╭─ Data excerpts

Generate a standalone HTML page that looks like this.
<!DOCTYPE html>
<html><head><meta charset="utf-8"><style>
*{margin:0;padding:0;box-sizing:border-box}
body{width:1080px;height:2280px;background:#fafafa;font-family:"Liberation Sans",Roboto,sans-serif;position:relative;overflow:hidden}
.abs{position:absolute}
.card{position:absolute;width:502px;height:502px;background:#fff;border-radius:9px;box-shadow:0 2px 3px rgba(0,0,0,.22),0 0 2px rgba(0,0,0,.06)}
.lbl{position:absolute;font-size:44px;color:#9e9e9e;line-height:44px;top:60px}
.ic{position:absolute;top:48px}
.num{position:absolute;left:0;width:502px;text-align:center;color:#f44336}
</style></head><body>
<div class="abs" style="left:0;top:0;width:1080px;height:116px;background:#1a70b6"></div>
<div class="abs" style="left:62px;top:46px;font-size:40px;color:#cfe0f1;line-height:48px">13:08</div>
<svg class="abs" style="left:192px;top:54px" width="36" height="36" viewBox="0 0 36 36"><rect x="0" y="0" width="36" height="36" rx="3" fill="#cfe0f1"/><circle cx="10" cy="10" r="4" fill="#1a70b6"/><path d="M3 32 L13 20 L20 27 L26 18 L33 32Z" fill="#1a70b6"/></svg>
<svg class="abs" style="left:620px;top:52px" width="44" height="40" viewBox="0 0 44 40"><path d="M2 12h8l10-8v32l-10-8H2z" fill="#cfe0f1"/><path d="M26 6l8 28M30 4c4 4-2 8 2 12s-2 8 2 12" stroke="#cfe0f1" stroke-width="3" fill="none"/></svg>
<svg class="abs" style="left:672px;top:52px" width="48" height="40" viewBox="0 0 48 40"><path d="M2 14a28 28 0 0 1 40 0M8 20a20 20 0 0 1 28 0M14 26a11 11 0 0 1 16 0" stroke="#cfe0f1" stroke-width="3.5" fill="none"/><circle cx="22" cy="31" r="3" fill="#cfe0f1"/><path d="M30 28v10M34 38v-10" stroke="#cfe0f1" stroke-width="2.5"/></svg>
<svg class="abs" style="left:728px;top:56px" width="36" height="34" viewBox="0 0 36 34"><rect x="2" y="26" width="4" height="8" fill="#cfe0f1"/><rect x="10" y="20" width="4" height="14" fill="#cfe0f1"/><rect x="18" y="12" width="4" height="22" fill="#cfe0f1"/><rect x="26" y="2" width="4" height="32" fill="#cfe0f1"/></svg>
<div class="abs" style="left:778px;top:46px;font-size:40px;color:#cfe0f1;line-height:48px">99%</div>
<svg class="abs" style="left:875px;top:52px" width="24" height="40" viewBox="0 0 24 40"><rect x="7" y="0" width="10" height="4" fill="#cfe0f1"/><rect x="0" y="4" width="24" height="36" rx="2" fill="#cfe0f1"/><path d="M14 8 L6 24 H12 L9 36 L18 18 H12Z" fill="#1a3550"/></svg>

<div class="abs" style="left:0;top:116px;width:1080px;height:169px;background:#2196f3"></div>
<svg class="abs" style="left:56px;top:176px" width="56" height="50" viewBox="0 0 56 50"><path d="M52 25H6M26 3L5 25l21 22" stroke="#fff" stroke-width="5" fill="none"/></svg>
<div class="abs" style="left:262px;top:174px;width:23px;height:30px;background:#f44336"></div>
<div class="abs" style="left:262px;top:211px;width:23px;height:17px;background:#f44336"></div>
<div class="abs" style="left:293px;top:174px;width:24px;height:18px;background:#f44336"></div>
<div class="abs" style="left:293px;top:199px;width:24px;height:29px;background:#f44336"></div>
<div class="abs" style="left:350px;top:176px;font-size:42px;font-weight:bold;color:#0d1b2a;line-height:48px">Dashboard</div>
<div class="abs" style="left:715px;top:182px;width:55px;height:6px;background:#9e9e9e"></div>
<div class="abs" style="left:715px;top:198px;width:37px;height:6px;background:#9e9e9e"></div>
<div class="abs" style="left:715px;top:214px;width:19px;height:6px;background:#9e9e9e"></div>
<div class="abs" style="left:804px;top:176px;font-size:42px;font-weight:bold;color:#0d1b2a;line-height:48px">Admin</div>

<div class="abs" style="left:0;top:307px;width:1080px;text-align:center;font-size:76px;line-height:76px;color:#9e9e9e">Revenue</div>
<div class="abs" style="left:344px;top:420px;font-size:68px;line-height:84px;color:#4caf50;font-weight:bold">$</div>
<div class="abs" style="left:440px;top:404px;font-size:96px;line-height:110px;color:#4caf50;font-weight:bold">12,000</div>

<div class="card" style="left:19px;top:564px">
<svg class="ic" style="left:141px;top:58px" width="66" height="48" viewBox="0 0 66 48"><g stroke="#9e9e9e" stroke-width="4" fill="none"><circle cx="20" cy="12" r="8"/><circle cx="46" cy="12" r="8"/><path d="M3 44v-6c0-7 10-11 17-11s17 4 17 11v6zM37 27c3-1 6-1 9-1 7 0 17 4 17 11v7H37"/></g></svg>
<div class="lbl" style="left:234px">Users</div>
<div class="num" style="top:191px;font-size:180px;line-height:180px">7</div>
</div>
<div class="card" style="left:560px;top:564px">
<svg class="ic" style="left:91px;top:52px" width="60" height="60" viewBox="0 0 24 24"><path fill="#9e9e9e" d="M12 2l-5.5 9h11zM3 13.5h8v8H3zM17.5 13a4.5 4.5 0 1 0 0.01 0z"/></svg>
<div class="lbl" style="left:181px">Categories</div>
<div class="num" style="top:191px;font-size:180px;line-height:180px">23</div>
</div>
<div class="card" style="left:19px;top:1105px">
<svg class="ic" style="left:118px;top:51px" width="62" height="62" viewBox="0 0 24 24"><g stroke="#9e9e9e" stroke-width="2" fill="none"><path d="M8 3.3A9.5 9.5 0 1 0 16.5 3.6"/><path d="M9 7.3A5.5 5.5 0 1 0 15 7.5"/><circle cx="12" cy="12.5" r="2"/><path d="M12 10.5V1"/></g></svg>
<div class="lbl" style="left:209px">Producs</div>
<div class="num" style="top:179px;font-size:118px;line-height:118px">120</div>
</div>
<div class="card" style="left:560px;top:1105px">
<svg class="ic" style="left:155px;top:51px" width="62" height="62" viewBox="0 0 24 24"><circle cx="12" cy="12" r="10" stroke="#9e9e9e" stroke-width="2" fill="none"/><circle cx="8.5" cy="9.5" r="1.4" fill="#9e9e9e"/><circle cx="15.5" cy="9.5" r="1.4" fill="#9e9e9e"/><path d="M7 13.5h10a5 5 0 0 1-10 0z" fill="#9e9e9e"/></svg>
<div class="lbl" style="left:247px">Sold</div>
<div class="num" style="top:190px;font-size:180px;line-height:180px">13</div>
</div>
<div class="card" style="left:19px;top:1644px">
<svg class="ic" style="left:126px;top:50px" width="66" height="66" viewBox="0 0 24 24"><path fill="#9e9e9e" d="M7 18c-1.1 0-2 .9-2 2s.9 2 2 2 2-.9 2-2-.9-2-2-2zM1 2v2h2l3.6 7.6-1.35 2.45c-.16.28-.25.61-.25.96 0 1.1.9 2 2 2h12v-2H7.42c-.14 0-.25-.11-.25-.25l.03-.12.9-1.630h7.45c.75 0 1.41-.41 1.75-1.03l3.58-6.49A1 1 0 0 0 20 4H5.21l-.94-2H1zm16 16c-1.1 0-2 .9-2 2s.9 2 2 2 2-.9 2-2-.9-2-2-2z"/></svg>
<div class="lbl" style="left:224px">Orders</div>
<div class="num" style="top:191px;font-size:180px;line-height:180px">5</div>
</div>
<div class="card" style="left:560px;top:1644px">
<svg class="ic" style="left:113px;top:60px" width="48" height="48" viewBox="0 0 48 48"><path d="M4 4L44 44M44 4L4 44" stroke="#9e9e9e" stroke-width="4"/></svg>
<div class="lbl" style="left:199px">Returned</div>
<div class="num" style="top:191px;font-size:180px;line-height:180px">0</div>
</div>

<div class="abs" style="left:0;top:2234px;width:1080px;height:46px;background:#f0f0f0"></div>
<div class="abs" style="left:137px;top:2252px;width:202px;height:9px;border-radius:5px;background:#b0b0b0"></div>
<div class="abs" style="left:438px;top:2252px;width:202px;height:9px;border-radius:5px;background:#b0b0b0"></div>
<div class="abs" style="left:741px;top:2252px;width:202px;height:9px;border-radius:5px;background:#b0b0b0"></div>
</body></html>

╰─
╭─ Data excerpts

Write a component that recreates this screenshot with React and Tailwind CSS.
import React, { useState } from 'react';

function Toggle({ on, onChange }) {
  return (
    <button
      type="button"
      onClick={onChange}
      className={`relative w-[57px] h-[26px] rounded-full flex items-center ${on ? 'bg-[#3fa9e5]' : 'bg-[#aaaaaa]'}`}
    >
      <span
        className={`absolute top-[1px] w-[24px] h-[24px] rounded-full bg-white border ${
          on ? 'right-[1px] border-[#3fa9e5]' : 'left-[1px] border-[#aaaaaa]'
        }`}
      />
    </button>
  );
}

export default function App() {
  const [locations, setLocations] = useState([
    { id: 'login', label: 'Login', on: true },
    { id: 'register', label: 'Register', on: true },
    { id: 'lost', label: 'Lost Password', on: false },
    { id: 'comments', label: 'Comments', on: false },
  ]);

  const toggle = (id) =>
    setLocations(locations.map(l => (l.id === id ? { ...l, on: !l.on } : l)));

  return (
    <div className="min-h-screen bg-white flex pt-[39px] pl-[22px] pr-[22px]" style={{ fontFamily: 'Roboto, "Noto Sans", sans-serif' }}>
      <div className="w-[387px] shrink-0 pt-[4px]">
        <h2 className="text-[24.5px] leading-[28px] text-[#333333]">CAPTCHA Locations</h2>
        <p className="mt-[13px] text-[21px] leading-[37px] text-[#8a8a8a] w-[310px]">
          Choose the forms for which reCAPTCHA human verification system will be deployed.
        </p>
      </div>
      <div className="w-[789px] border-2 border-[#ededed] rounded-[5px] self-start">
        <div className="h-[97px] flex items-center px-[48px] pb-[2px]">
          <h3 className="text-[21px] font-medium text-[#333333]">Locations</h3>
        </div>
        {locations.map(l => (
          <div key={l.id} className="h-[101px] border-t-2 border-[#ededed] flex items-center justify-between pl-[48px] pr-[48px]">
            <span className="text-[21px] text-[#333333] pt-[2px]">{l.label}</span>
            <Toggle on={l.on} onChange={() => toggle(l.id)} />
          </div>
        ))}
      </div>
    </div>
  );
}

╰─
╭─ Data excerpts

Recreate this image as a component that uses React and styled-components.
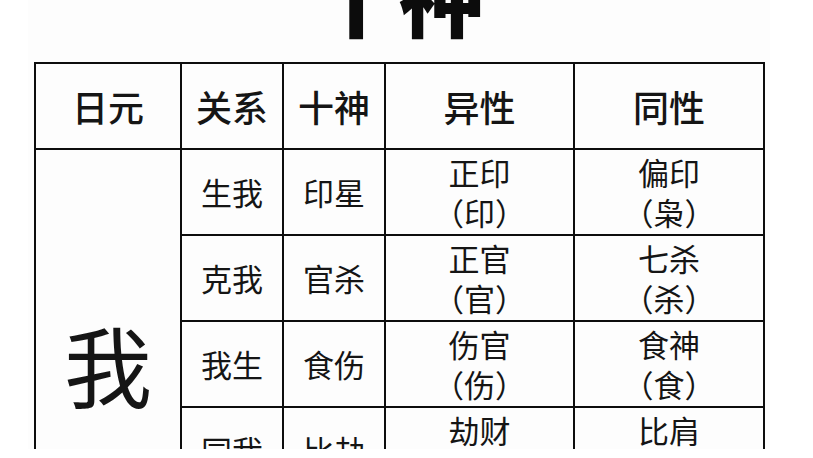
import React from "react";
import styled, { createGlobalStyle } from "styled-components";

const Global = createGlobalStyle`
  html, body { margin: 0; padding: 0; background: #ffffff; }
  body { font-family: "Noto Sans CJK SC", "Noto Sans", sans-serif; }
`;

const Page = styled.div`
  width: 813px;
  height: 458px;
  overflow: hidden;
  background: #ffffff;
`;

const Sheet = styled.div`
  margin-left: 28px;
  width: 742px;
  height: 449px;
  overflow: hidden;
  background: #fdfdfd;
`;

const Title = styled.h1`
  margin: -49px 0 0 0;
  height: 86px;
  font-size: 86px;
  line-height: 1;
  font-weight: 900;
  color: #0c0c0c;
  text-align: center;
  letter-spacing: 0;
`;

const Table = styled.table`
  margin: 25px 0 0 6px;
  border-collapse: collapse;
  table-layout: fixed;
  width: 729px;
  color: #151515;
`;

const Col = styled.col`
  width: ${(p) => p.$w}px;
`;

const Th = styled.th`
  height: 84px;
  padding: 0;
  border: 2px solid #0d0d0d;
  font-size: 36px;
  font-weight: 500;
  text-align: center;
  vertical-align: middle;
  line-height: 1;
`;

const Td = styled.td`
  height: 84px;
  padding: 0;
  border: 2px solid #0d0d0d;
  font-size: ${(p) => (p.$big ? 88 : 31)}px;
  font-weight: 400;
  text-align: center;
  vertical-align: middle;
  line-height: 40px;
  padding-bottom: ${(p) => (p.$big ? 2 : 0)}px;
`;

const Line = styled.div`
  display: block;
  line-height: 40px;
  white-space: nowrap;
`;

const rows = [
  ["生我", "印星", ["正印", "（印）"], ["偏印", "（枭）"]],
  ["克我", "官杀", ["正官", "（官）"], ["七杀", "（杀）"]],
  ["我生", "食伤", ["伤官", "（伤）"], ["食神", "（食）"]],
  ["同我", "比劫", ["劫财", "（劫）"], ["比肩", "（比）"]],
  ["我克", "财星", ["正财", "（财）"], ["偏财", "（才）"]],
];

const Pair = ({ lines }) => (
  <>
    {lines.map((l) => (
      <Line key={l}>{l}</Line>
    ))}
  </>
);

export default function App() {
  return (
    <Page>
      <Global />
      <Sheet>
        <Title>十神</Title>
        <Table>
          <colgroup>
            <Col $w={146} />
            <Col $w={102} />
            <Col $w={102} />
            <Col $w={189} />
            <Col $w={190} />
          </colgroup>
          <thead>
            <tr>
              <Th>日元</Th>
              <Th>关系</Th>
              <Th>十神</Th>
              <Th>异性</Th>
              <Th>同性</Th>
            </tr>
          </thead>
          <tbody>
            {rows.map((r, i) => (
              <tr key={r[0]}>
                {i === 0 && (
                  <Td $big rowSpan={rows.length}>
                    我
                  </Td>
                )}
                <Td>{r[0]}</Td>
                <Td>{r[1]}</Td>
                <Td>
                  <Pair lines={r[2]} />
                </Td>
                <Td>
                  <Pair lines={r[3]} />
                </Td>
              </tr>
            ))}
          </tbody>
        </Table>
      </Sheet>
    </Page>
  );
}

╰─

What is needed — Pull every line holding "React" out of the records.

Complete answer —
Write a component that recreates this screenshot with React and Tailwind CSS.
import React, { useState } from 'react';
Recreate this image as a component that uses React and styled-components.
import React from "react";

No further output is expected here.